Goodland Field draws 76,223 fans to see the Foxes go 67-68. Mike Parnell saves 28 games with a 2.01 ERA and Greg Harvey wins 13 games.


Post Season All-Star 1B Rich Tunison hits .300 with 21 doubles, 6 triples, 8 homers, 86 RBI and steals 32 bases while OF Kerwin Moore steals 57 bases and leads the league with 93 runs scored, but the Foxes finish in the middle of the pack, going 62-71.


After an okay first half of the season (33-36), the wheels fell off in the second half, finishing a league-worst 25-45.

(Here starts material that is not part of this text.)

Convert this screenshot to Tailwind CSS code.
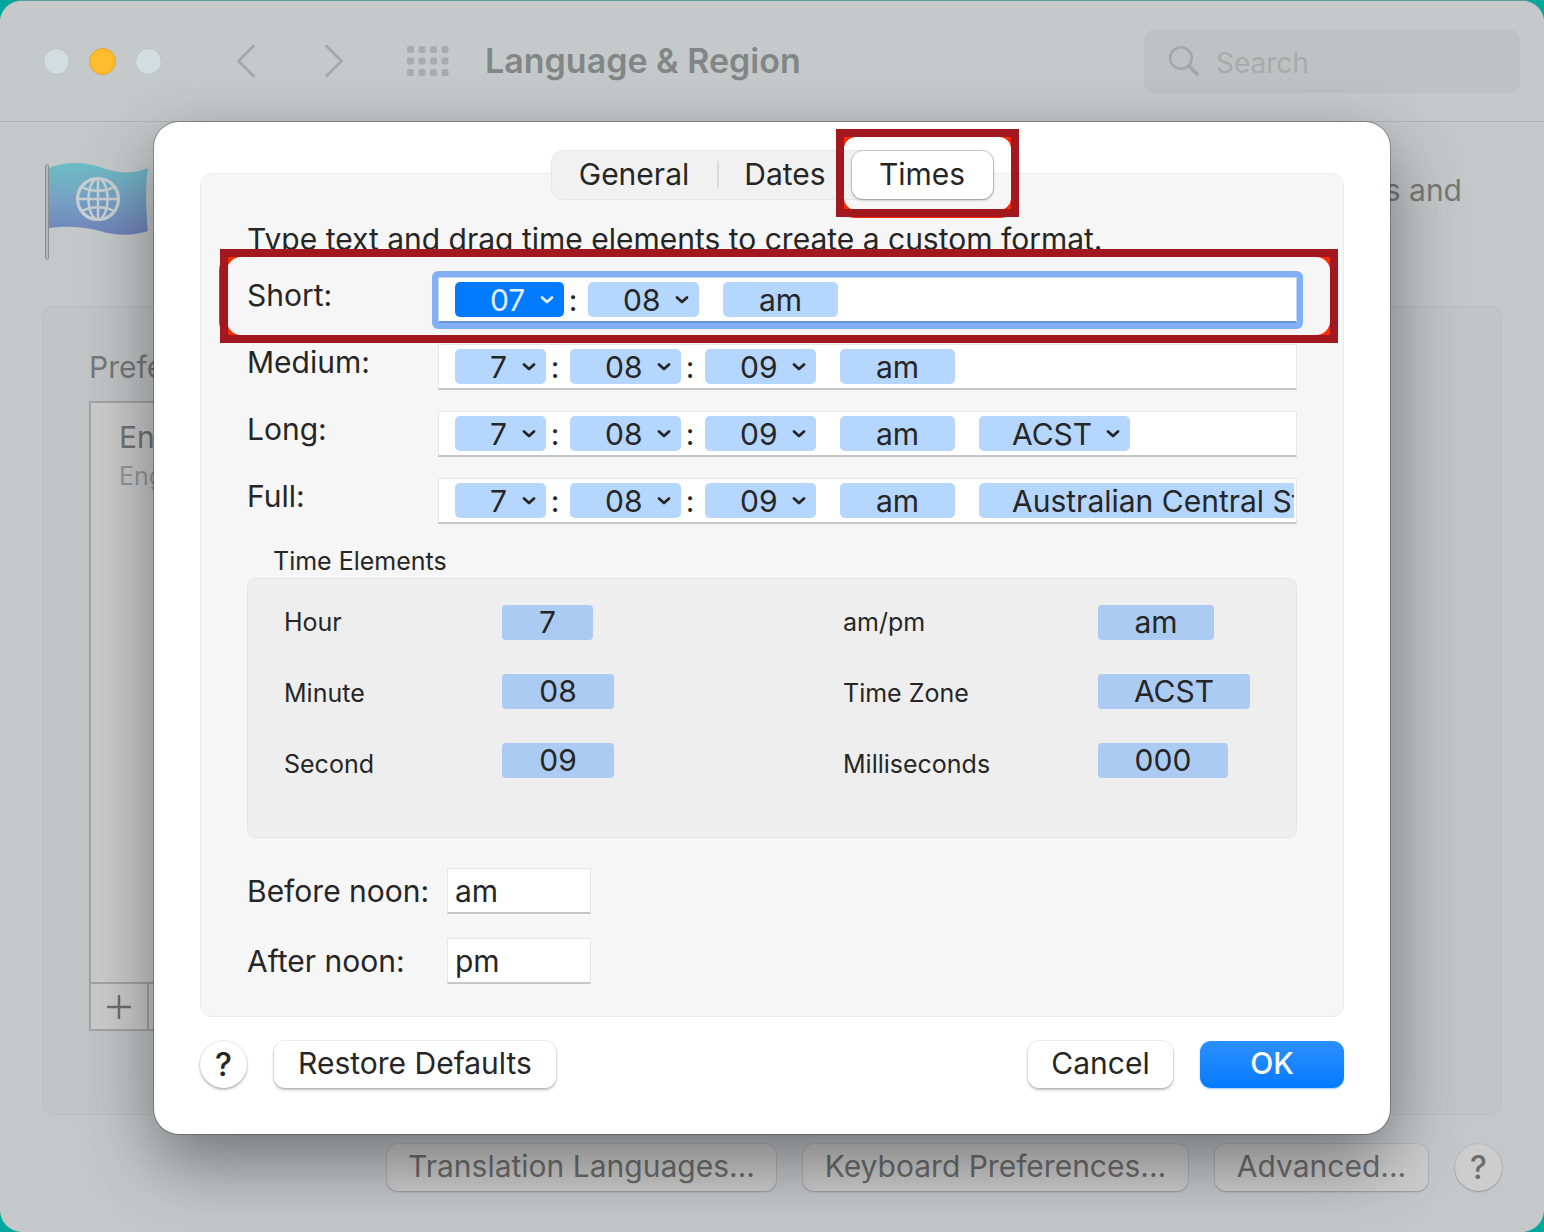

For the first time since 1985, the Foxes make the playoffs, winning the first half title by 5 games, going 41-23. Kettle Moraine, WI native Joe Randa spends 72 games with the Foxes, hitting .301 and earning a promotion to Baseball City. Tom Poquette is selected Midwest League Manager of the Year and SS Shane Halter (.265, 22 2B, 21 SB) makes the Post Season All-Star Team.


The Foxes begin their Major League affiliation with the Seattle Mariners. The team fails to make the playoffs, finishing with a 62-73 record. Tim Davis goes 10-2 with a 1.85 ERA in 77.2 innings, striking out 89 batters and earned a spot on the Post Season All-Star Team.